Tolleranza e condoni
Il Pnrr, tuttavia, non è una panacea. La sua efficacia dipenderà dal rispetto delle regole che governano il mercato e l’azione pubblica. In Italia, però, le leggi sono spesso poco rispettate e quindi poco credibili. Gli indicatori disponibili, come il Rule of Law della Banca Mondiale, mostrano che, al momento, l’Italia è più vicina alla media dei Balcani che alle economie dell’Europa occidentale. Questo dato è corroborato da altri indicatori, come il divario tra Iva dovuta e Iva pagata, che in Italia è del 21 per cento rispetto al 7-9 per cento di Francia, Germania e Spagna. L’evasione dell’Irpef sul lavoro autonomo e di impresa raggiunge il 68,3 per cento.
Quest’illegalità di massa è alimentata anche da una radicata politica di tolleranza, inaudita nelle democrazie avanzate, che in mezzo secolo ha prodotto numerosissimi condoni.
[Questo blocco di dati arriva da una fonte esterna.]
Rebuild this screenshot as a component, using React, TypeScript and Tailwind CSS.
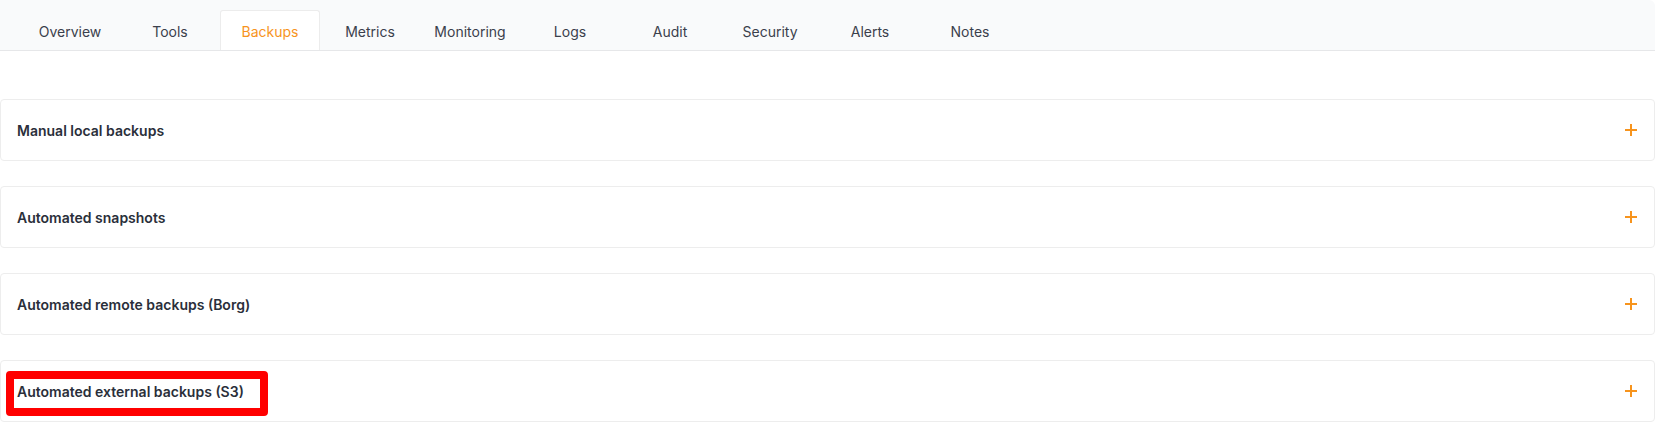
const TABS = [
  'Overview',
  'Tools',
  'Backups',
  'Metrics',
  'Monitoring',
  'Logs',
  'Audit',
  'Security',
  'Alerts',
  'Notes',
]

const SECTIONS = [
  { id: 'manual', title: 'Manual local backups' },
  { id: 'snapshots', title: 'Automated snapshots' },
  { id: 'borg', title: 'Automated remote backups (Borg)' },
  { id: 's3', title: 'Automated external backups (S3)', marked: true },
]

function PlusIcon() {
  return (
    <svg width="12" height="12" viewBox="0 0 12 12" className="shrink-0">
      <path d="M6 0v12M0 6h12" stroke="#f7941d" strokeWidth="2" />
    </svg>
  )
}

export default function App() {
  return (
    <div className="min-h-[427px] w-[1655px] bg-white font-['Inter',sans-serif]">
      <nav className="flex h-[51px] items-end rounded-tr-md border-b border-[#e6e7e9] bg-[#f9fafb] pl-[20px]">
        {TABS.map((tab) => (
          <button
            key={tab}
            type="button"
            className={
              tab === 'Backups'
                ? 'flex h-[40px] w-[100px] items-center justify-center rounded-t-[3px] border border-b-0 border-[#ececec] bg-white pt-[2px] text-[14px] text-[#f7941d]'
                : 'flex h-[40px] w-[100px] items-center justify-center pt-[2px] text-[14px] text-[#3b404c]'
            }
          >
            {tab}
          </button>
        ))}
      </nav>

      <div className="flex flex-col gap-[25px] pt-[48px]">
        {SECTIONS.map((s) => (
          <div
            key={s.id}
            className="relative flex h-[62px] items-center justify-between rounded-[4px] border border-[#ededed] bg-white pl-[16px] pr-[17px]"
          >
            <span className="text-[14px] font-semibold text-[#2a2f3a]">{s.title}</span>
            <PlusIcon />
            {s.marked && (
              <div className="absolute left-[5px] top-[10px] h-[45px] w-[262px] rounded-[4px] border-[8px] border-[#ff0000]" />
            )}
          </div>
        ))}
      </div>
    </div>
  )
}
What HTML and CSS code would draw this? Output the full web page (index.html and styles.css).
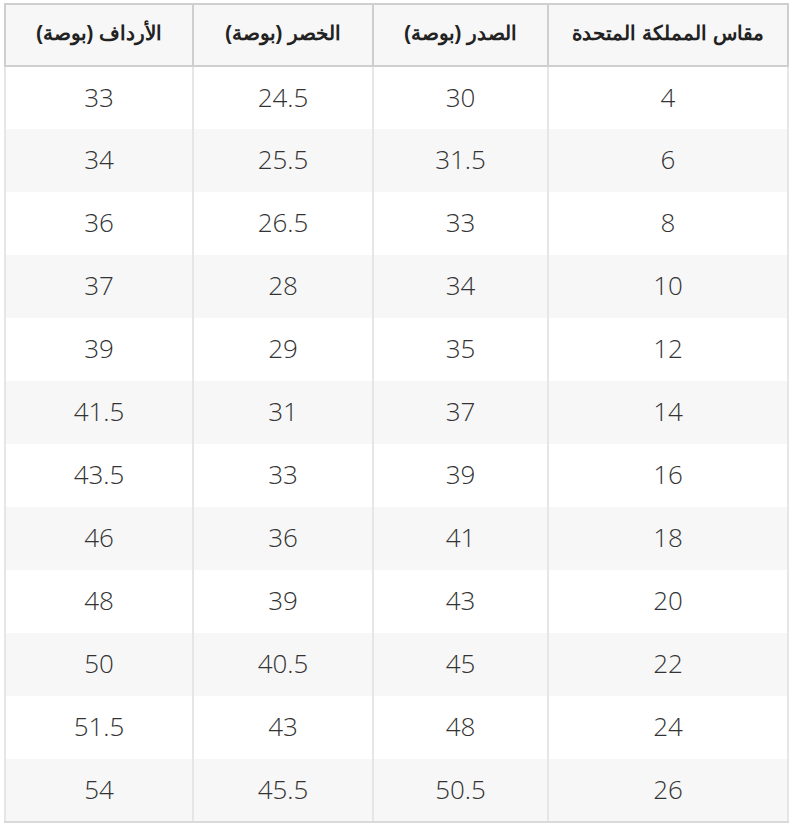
FILE: index.html
```html
<!DOCTYPE html>
<html lang="ar" dir="rtl">
<head>
<meta charset="utf-8">
<link rel="stylesheet" href="styles.css">
</head>
<body>
<div class="wrap">
<table class="sizes">
<colgroup><col class="c1"><col class="c2"><col class="c3"><col class="c4"></colgroup>
<thead>
<tr><th>مقاس المملكة المتحدة</th><th>الصدر (بوصة)</th><th>الخصر (بوصة)</th><th>الأرداف (بوصة)</th></tr>
</thead>
<tbody>
<tr><td>4</td><td>30</td><td>24.5</td><td>33</td></tr>
<tr><td>6</td><td>31.5</td><td>25.5</td><td>34</td></tr>
<tr><td>8</td><td>33</td><td>26.5</td><td>36</td></tr>
<tr><td>10</td><td>34</td><td>28</td><td>37</td></tr>
<tr><td>12</td><td>35</td><td>29</td><td>39</td></tr>
<tr><td>14</td><td>37</td><td>31</td><td>41.5</td></tr>
<tr><td>16</td><td>39</td><td>33</td><td>43.5</td></tr>
<tr><td>18</td><td>41</td><td>36</td><td>46</td></tr>
<tr><td>20</td><td>43</td><td>39</td><td>48</td></tr>
<tr><td>22</td><td>45</td><td>40.5</td><td>50</td></tr>
<tr><td>24</td><td>48</td><td>43</td><td>51.5</td></tr>
<tr><td>26</td><td>50.5</td><td>45.5</td><td>54</td></tr>
</tbody>
</table>
</div>
</body>
</html>
```
FILE: styles.css
```css
html, body { margin: 0; padding: 0; background: #fff; }
.wrap { padding: 3px 6px 0 6px; }
.sizes {
  width: 783px;
  border-collapse: collapse;
  table-layout: fixed;
}
.c4 { width: 188px; }
.c3 { width: 180px; }
.c2 { width: 175px; }
.c1 { width: 240px; }
.sizes th {
  height: 62px;
  box-sizing: border-box;
  padding: 0 0 4px;
  background: #f7f7f7;
  border: 2px solid #cfcfcf;
  font-family: "Liberation Sans", Arial, sans-serif;
  font-weight: bold;
  font-size: 20px;
  color: #222;
  text-align: center;
  vertical-align: middle;
}
.sizes td {
  height: 63px;
  box-sizing: border-box;
  padding: 0 0 3px;
  border-left: 2px solid #e6e6e6;
  border-right: 2px solid #e6e6e6;
  font-family: "Open Sans", sans-serif;
  font-weight: 300;
  font-size: 26px;
  color: #333;
  text-align: center;
  vertical-align: middle;
}
.sizes tbody tr:nth-child(even) td { background: #f7f7f7; }
.sizes tbody tr:last-child td { border-bottom: 2px solid #d9d9d9; }
```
Il governo Meloni ne ha concessi tre: due fiscali e uno edilizio. Tutto ciò minaccia l’efficacia del Pnrr.
Nessuna delle principali scuole di pensiero ignora il problema dell’osservanza della legge, ma nessuna lo mette al centro della propria analisi. La letteratura teorica e la ricerca empirica suggeriscono che l’innovazione, vero motore della crescita, sia favorita da elevati livelli di rispetto delle regole. Si può discutere dell’importanza di questa variabile, ma è indubbio che l’illegalità di massa – e quella delle élite – deprima la crescita, rispetto a paesi dove le regole sono più credibili.
Questo tema potrebbe quindi essere patrimonio comune delle due scuole di pensiero. Se entrambe lo sottolineassero, inoltre, esso potrebbe imporsi al dibattito pubblico e ai partiti, elevando il costo politico della tolleranza per l’illegalità.